>> begin DATA TO PROCESS

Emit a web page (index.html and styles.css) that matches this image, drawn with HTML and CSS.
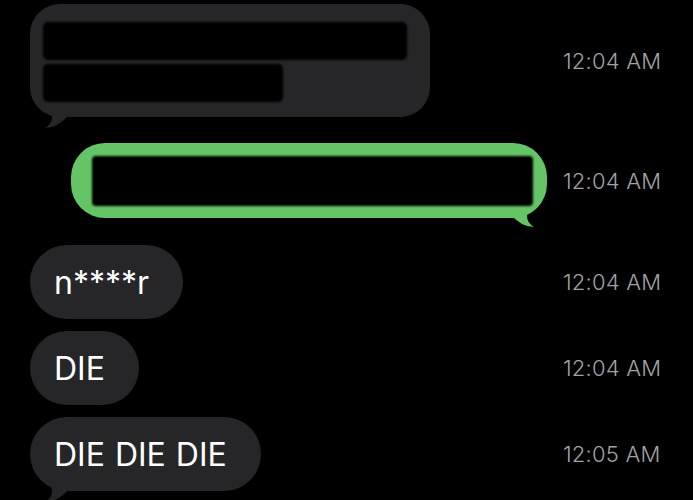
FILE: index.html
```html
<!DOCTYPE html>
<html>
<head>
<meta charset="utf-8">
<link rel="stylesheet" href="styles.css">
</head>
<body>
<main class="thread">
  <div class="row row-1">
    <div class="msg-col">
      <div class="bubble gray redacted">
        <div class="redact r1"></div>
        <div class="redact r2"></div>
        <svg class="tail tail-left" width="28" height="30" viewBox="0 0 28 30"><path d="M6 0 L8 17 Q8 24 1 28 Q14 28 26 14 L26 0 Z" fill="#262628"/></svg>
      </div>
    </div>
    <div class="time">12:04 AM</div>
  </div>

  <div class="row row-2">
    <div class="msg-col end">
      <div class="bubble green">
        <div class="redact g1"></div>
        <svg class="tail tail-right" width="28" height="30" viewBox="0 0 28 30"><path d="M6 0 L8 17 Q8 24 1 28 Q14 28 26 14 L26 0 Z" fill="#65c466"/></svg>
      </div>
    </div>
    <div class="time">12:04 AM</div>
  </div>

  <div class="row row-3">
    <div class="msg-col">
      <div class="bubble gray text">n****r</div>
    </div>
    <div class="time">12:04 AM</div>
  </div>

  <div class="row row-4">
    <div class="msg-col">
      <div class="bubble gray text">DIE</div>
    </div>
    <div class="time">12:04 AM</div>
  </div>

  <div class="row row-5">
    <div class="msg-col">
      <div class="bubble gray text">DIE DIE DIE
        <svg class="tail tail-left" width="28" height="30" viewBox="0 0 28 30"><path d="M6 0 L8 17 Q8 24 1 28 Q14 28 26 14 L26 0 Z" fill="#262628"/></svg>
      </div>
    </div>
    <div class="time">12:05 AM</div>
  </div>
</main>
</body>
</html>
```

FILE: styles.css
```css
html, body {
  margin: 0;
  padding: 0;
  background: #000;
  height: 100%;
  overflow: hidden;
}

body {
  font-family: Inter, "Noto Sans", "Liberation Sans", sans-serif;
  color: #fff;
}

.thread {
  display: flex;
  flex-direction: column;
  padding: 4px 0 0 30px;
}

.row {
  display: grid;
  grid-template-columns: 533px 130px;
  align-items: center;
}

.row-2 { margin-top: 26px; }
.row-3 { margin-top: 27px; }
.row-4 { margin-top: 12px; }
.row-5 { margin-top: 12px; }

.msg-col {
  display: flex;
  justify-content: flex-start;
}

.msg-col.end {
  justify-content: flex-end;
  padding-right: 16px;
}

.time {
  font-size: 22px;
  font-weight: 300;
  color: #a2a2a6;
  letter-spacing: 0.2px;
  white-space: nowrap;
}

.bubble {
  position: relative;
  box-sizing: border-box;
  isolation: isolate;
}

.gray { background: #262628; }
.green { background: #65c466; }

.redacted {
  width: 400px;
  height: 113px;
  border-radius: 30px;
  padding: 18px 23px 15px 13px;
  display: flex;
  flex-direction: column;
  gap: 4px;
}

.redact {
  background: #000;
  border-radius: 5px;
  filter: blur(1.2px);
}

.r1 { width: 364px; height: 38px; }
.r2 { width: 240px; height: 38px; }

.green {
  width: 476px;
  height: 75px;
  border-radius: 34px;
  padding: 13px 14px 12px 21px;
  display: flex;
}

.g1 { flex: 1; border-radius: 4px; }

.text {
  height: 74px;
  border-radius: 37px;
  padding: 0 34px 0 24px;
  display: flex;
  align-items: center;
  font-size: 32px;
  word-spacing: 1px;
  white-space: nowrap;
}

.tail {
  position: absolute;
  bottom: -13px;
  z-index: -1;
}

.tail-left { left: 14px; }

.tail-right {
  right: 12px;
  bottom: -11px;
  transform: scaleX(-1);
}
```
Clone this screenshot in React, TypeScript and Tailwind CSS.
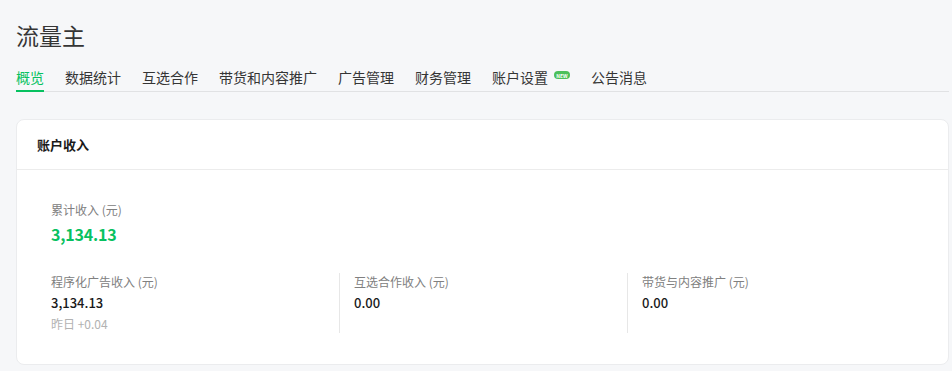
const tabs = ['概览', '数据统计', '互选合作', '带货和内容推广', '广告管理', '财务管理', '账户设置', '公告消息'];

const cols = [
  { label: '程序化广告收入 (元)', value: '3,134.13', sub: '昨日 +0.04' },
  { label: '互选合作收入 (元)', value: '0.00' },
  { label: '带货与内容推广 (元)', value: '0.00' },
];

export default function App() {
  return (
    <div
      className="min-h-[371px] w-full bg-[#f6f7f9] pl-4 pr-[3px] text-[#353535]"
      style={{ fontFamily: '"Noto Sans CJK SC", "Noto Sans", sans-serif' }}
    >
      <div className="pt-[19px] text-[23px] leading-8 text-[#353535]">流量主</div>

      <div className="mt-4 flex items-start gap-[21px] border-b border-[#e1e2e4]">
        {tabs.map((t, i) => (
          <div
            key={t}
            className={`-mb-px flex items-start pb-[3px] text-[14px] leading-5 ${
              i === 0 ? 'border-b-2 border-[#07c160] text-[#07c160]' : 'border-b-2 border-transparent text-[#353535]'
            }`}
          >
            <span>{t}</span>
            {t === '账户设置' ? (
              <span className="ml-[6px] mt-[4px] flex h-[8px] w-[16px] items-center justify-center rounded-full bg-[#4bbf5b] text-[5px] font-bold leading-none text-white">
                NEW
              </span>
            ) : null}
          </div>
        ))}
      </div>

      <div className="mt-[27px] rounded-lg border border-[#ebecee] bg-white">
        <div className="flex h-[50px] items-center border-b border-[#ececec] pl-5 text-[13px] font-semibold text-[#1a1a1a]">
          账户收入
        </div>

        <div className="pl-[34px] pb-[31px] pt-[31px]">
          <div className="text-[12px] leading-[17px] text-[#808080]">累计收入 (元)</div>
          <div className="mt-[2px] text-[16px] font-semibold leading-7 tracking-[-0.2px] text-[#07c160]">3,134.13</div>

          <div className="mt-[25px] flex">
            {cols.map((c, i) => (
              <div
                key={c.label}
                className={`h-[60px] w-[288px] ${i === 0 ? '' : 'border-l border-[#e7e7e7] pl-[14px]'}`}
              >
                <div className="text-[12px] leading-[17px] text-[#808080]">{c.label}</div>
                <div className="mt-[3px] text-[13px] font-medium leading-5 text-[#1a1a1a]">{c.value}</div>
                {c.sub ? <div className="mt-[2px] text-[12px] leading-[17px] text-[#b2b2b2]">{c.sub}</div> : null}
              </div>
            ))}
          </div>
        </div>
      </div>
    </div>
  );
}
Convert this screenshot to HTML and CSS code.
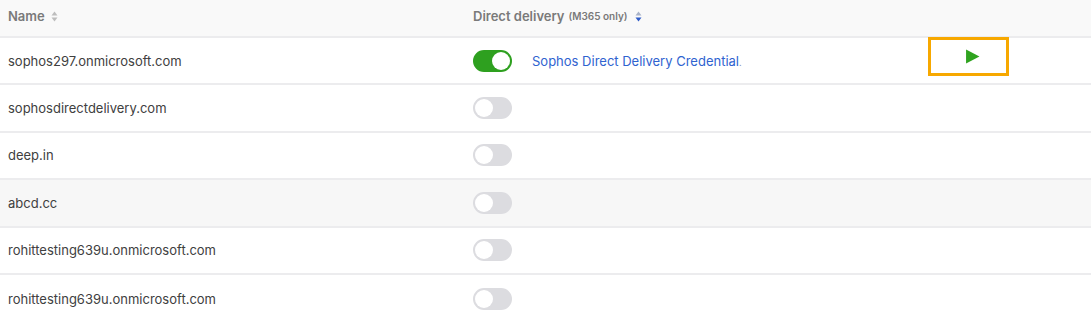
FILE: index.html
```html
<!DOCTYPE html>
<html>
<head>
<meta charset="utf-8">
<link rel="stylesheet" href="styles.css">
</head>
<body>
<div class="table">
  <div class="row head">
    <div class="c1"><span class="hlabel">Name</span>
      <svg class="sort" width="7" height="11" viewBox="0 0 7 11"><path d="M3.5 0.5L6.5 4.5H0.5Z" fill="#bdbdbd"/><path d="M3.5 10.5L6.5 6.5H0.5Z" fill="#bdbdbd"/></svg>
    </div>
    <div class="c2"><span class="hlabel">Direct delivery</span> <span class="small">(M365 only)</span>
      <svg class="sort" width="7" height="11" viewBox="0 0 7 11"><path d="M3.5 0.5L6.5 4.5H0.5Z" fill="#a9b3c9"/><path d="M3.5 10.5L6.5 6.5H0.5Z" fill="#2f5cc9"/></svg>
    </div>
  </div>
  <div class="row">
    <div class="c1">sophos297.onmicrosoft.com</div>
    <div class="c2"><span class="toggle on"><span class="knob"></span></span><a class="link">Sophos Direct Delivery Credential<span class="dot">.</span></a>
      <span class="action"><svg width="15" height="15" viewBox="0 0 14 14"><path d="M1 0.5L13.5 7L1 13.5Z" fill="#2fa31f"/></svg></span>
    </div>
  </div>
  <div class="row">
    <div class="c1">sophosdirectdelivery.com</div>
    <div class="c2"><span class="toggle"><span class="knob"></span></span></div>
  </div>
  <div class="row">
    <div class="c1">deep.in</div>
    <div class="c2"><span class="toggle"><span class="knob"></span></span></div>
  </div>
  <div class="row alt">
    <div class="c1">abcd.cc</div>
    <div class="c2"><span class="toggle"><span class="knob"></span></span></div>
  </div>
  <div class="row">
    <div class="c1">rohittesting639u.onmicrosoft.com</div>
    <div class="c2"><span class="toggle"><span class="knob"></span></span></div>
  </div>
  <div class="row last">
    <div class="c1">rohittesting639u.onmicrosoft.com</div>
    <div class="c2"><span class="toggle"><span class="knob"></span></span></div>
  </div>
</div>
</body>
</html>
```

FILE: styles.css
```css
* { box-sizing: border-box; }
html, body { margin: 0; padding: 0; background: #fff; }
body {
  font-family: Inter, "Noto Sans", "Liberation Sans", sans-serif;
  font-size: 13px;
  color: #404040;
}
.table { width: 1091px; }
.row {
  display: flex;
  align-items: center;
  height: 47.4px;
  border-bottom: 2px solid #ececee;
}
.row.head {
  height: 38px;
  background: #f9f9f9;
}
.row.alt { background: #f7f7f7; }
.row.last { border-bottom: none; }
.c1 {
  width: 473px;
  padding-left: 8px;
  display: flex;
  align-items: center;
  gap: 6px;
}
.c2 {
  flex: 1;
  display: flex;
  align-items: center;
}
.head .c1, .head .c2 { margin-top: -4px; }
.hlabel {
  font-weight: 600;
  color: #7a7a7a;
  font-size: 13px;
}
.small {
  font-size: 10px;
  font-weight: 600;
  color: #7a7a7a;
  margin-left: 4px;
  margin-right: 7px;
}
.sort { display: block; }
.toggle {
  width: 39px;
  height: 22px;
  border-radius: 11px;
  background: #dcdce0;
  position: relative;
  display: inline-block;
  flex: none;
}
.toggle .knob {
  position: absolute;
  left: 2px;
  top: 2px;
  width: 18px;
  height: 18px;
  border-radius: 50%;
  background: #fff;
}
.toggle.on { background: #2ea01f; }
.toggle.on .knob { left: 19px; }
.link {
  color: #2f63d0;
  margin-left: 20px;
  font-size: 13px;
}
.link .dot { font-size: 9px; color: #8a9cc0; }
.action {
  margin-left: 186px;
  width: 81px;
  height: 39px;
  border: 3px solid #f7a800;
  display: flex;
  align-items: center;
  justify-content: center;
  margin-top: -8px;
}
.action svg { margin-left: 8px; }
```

>> end DATA TO PROCESS

(GIVEN EXERCISE): Look over the material above and show each line where "screenshot" appears.

(OUTPUT):
Clone this screenshot in React, TypeScript and Tailwind CSS.
Convert this screenshot to HTML and CSS code.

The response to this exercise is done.